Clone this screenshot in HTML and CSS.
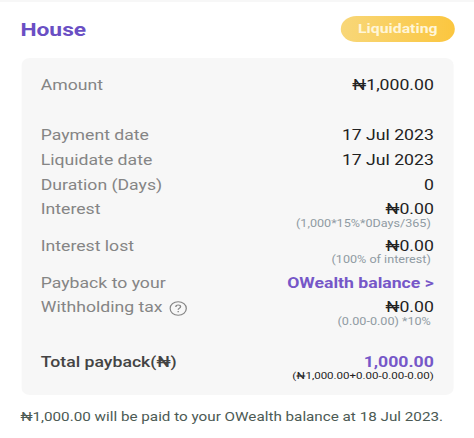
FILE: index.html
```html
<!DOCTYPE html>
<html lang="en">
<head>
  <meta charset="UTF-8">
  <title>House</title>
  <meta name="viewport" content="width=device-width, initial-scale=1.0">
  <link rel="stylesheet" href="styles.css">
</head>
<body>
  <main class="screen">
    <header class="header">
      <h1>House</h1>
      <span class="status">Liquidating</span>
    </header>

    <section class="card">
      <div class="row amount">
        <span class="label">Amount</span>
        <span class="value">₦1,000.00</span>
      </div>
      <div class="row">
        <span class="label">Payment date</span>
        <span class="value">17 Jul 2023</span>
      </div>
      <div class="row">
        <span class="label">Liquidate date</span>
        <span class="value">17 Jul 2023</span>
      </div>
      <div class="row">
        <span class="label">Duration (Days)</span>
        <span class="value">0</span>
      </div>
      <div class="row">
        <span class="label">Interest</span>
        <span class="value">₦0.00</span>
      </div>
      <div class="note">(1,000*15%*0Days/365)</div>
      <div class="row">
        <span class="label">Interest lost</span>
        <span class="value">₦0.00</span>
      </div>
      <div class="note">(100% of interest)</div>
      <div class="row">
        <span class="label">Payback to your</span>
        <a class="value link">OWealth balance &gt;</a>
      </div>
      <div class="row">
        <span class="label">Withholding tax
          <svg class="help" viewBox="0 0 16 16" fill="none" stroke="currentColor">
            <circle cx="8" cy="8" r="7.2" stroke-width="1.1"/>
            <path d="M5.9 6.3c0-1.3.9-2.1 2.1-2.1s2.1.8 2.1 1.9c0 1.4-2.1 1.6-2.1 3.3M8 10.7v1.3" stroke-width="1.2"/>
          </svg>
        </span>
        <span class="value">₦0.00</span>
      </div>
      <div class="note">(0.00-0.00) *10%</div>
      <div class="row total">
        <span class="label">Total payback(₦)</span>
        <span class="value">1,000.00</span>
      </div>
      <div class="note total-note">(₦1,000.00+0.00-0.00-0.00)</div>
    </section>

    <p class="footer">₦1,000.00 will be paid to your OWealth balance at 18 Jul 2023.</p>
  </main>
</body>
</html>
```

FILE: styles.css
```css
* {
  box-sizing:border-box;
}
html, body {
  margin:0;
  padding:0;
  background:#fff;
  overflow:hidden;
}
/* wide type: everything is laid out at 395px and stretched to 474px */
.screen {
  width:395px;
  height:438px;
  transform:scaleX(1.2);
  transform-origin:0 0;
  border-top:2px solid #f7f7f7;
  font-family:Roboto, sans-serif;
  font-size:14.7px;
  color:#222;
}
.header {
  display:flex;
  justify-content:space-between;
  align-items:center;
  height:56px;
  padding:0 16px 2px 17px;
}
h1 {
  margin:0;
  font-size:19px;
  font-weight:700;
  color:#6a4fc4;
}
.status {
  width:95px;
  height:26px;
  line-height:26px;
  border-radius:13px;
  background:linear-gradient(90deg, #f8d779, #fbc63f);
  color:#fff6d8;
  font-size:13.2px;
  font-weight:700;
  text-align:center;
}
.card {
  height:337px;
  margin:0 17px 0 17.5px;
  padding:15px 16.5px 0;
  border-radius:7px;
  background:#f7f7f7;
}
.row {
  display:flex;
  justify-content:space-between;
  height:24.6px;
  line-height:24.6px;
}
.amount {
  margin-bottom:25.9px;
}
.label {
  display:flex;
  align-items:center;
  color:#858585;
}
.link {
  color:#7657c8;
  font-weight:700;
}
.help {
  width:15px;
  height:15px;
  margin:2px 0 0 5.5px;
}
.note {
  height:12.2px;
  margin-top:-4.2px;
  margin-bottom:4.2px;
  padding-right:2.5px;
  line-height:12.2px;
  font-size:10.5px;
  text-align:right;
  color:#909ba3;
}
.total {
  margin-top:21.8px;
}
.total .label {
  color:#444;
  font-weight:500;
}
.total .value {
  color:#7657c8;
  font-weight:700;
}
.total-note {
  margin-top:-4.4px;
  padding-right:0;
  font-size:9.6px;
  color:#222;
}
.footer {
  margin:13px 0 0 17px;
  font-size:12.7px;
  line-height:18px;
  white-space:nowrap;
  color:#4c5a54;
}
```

What is required:
Leave the images out, please, and restate each line word for word.

Complete output:
Clone this screenshot in HTML and CSS.
FILE: index.html
```html
<!DOCTYPE html>
<html lang="en">
<head>
  <meta charset="UTF-8">
  <title>House</title>
  <meta name="viewport" content="width=device-width, initial-scale=1.0">
  <link rel="stylesheet" href="styles.css">
</head>
<body>
  <main class="screen">
    <header class="header">
      <h1>House</h1>
      <span class="status">Liquidating</span>
    </header>

    <section class="card">
      <div class="row amount">
        <span class="label">Amount</span>
        <span class="value">₦1,000.00</span>
      </div>
      <div class="row">
        <span class="label">Payment date</span>
        <span class="value">17 Jul 2023</span>
      </div>
      <div class="row">
        <span class="label">Liquidate date</span>
        <span class="value">17 Jul 2023</span>
      </div>
      <div class="row">
        <span class="label">Duration (Days)</span>
        <span class="value">0</span>
      </div>
      <div class="row">
        <span class="label">Interest</span>
        <span class="value">₦0.00</span>
      </div>
      <div class="note">(1,000*15%*0Days/365)</div>
      <div class="row">
        <span class="label">Interest lost</span>
        <span class="value">₦0.00</span>
      </div>
      <div class="note">(100% of interest)</div>
      <div class="row">
        <span class="label">Payback to your</span>
        <a class="value link">OWealth balance &gt;</a>
      </div>
      <div class="row">
        <span class="label">Withholding tax
          <svg class="help" viewBox="0 0 16 16" fill="none" stroke="currentColor">
            <circle cx="8" cy="8" r="7.2" stroke-width="1.1"/>
            <path d="M5.9 6.3c0-1.3.9-2.1 2.1-2.1s2.1.8 2.1 1.9c0 1.4-2.1 1.6-2.1 3.3M8 10.7v1.3" stroke-width="1.2"/>
          </svg>
        </span>
        <span class="value">₦0.00</span>
      </div>
      <div class="note">(0.00-0.00) *10%</div>
      <div class="row total">
        <span class="label">Total payback(₦)</span>
        <span class="value">1,000.00</span>
      </div>
      <div class="note total-note">(₦1,000.00+0.00-0.00-0.00)</div>
    </section>

    <p class="footer">₦1,000.00 will be paid to your OWealth balance at 18 Jul 2023.</p>
  </main>
</body>
</html>
```

FILE: styles.css
```css
* {
  box-sizing:border-box;
}
html, body {
  margin:0;
  padding:0;
  background:#fff;
  overflow:hidden;
}
/* wide type: everything is laid out at 395px and stretched to 474px */
.screen {
  width:395px;
  height:438px;
  transform:scaleX(1.2);
  transform-origin:0 0;
  border-top:2px solid #f7f7f7;
  font-family:Roboto, sans-serif;
  font-size:14.7px;
  color:#222;
}
.header {
  display:flex;
  justify-content:space-between;
  align-items:center;
  height:56px;
  padding:0 16px 2px 17px;
}
h1 {
  margin:0;
  font-size:19px;
  font-weight:700;
  color:#6a4fc4;
}
.status {
  width:95px;
  height:26px;
  line-height:26px;
  border-radius:13px;
  background:linear-gradient(90deg, #f8d779, #fbc63f);
  color:#fff6d8;
  font-size:13.2px;
  font-weight:700;
  text-align:center;
}
.card {
  height:337px;
  margin:0 17px 0 17.5px;
  padding:15px 16.5px 0;
  border-radius:7px;
  background:#f7f7f7;
}
.row {
  display:flex;
  justify-content:space-between;
  height:24.6px;
  line-height:24.6px;
}
.amount {
  margin-bottom:25.9px;
}
.label {
  display:flex;
  align-items:center;
  color:#858585;
}
.link {
  color:#7657c8;
  font-weight:700;
}
.help {
  width:15px;
  height:15px;
  margin:2px 0 0 5.5px;
}
.note {
  height:12.2px;
  margin-top:-4.2px;
  margin-bottom:4.2px;
  padding-right:2.5px;
  line-height:12.2px;
  font-size:10.5px;
  text-align:right;
  color:#909ba3;
}
.total {
  margin-top:21.8px;
}
.total .label {
  color:#444;
  font-weight:500;
}
.total .value {
  color:#7657c8;
  font-weight:700;
}
.total-note {
  margin-top:-4.4px;
  padding-right:0;
  font-size:9.6px;
  color:#222;
}
.footer {
  margin:13px 0 0 17px;
  font-size:12.7px;
  line-height:18px;
  white-space:nowrap;
  color:#4c5a54;
}
```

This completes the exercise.